According to The New York Times, “their automobile was struck by a train on the Wallkill Valley Railroad … about two miles from Montgomery, where there is a sharp curve. It was dark when the machine approached the crossing. Mr. Wait was driving about fifteen miles an hour up the slight incline to the track, and apparently did not hear the train approaching. The automobile was squarely upon the tracks when it was hit.”
Both children were thrown about twenty feet from the track, and sustained numerous cuts and bruises, but survived. Cornelia was thrown in front of the train, which ran over her. Her husband’s body was found under the wrecked automobile.
In 1911 automobiles were relatively new, and no signals marked where roads crossed railroad tracks. (During the following four years three other people died in similar accidents in the same location.) The Times also reported that during the three previous months several serious auto accidents had taken place at other crossings near New York City.
If such an accident happened today the area would quickly be swarming with police, ambulances and tow trucks, along with investigators. What happened in 1911?

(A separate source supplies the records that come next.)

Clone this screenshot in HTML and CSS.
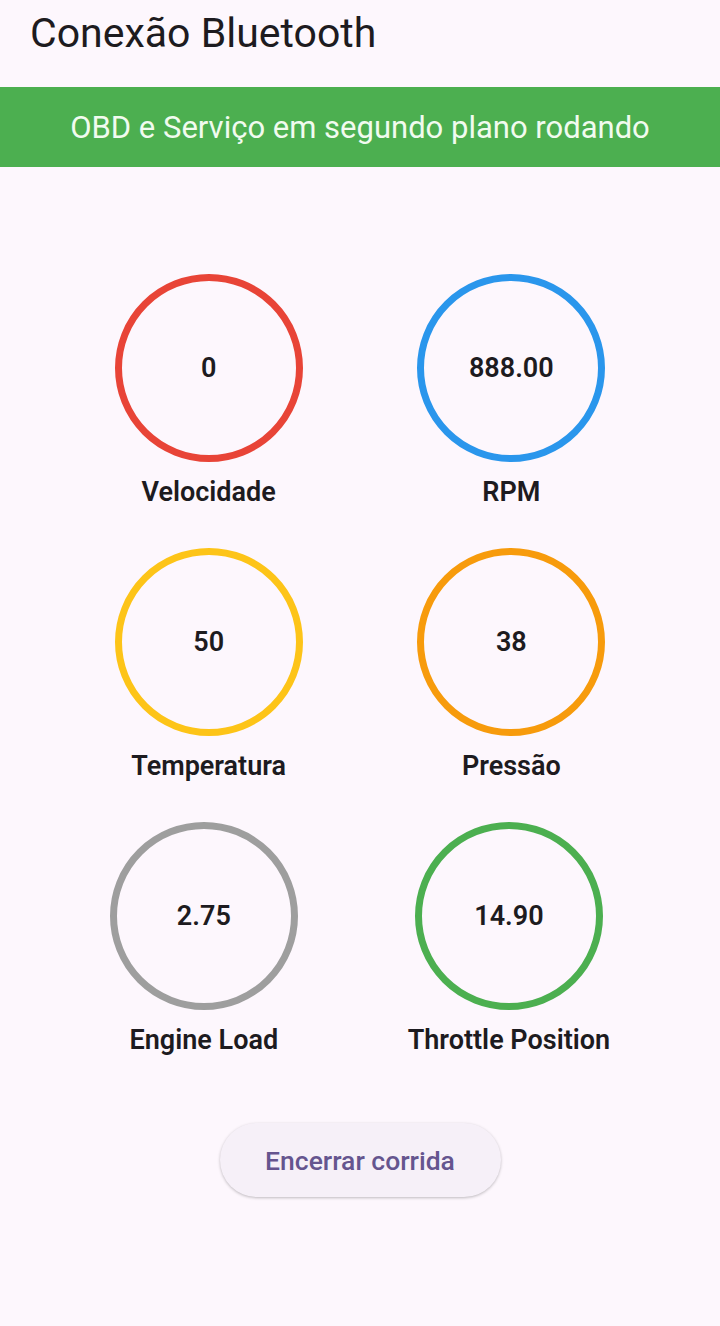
FILE: index.html
```html
<!DOCTYPE html>
<html lang="pt">
<head>
<meta charset="utf-8">
<title>Conexão Bluetooth</title>
<link rel="stylesheet" href="styles.css">
</head>
<body>
<header class="appbar"><h1 class="title">Conexão Bluetooth</h1></header>
<div class="banner">OBD e Serviço em segundo plano rodando</div>
<main class="content">
  <div class="row">
    <div class="gauge"><div class="ring red">0</div><div class="label">Velocidade</div></div>
    <div class="gauge"><div class="ring blue">888.00</div><div class="label">RPM</div></div>
  </div>
  <div class="row">
    <div class="gauge"><div class="ring yellow">50</div><div class="label">Temperatura</div></div>
    <div class="gauge"><div class="ring orange">38</div><div class="label">Pressão</div></div>
  </div>
  <div class="row">
    <div class="gauge"><div class="ring grey">2.75</div><div class="label">Engine Load</div></div>
    <div class="gauge"><div class="ring green">14.90</div><div class="label">Throttle Position</div></div>
  </div>
  <div class="actions"><button class="btn">Encerrar corrida</button></div>
</main>
</body>
</html>
```
FILE: styles.css
```css
html, body { margin: 0; padding: 0; }
body {
  background: #fdf7fd;
  font-family: Roboto, "Noto Sans", sans-serif;
  color: #1d1b20;
  width: 720px;
  min-height: 1326px;
}
.appbar { height: 87px; display: flex; align-items: center; padding: 0 30px; box-sizing: border-box; }
.title { margin: 0; font-weight: 400; font-size: 41px; line-height: 1; padding-bottom: 20px; }
.banner {
  background: #4caf50;
  color: #f1fbef;
  height: 80px;
  display: flex; align-items: center; justify-content: center;
  font-size: 31px;
}
.content { padding-top: 107px; }
.row { display: flex; justify-content: space-evenly; margin-bottom: 40px; }
.gauge { display: flex; flex-direction: column; align-items: center; }
.ring {
  width: 188px; height: 188px; box-sizing: border-box;
  border: 7px solid; border-radius: 50%;
  display: flex; align-items: center; justify-content: center;
  font-size: 27px; font-weight: 600;
}
.red { border-color: #e84437; }
.blue { border-color: #2a96ec; }
.yellow { border-color: #fdc418; }
.orange { border-color: #f79b0c; }
.grey { border-color: #9e9e9e; }
.green { border-color: #4caf50; }
.label { margin-top: 14px; font-size: 27px; font-weight: 600; line-height: 32px; }
.actions { display: flex; justify-content: center; margin-top: 67px; }
.btn {
  font-family: inherit;
  width: 281px; height: 74px; border: none; border-radius: 37px;
  background: #f6f0f8; color: #65558f;
  font-size: 26.5px; font-weight: 500;
  box-shadow: 0 1px 3px rgba(0,0,0,0.25);
}
```
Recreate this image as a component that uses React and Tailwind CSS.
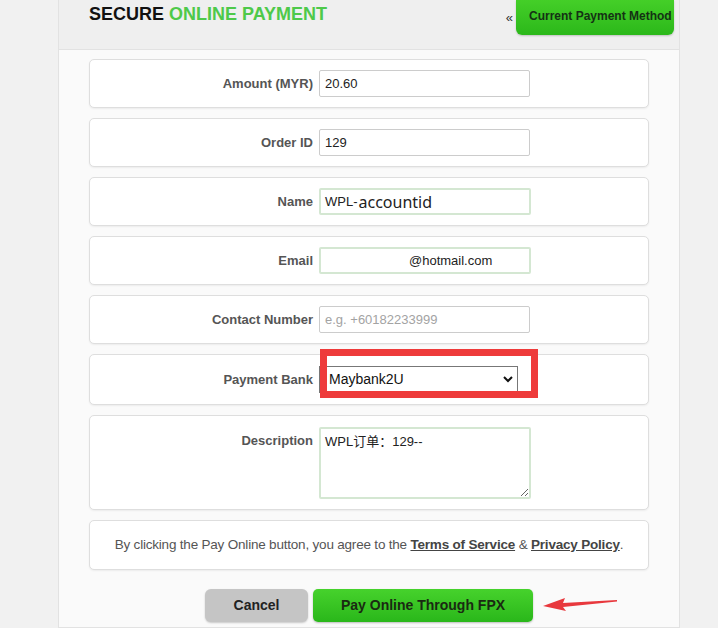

According, again, to the Times, “The train was quickly stopped and the crew and passengers ran back. As they approached the crossing they heard the crying of children and found them at the side of the track. Not far away was the mangled body of Mrs. Wait. At the side of the crossing was the smashed automobile and underneath it the body of Mr. Wait. The train was run to Walden with the bodies and the children.”
Cornelia’s three-year old son, George, was my father. His sister, Helen, was taken in by their Uncle Charles, but no one in the family wanted George, so another uncle rented the family’s farm to an assortment of different people during the next fifteen years, on the condition that they also take care of George. That, too, is another story.
But when I was asked by my new publisher, Crooked Lane, to choose a pseudonym, I decided to honor the grandmother I had never met, and use her name for The Maine Murder Series. I know more about how Cornelia died than about how she lived, but these books are a tribute to her.
If you’d like to find out more about Death and a Pot of Chowder, I’ll also be launching Cornelia’s first book with three other Crooked Lane authors — Eva Gates, J.G. Hetherton and R.J. Koreto — on a special Facebook page (CLB June 12 Launch) today. I’ll be there from 2 until 3 p.m. and from 6 until 7 p.m. Giveaways, sneak peaks, quizzes — and I’d be happy to answer any questions. See you there!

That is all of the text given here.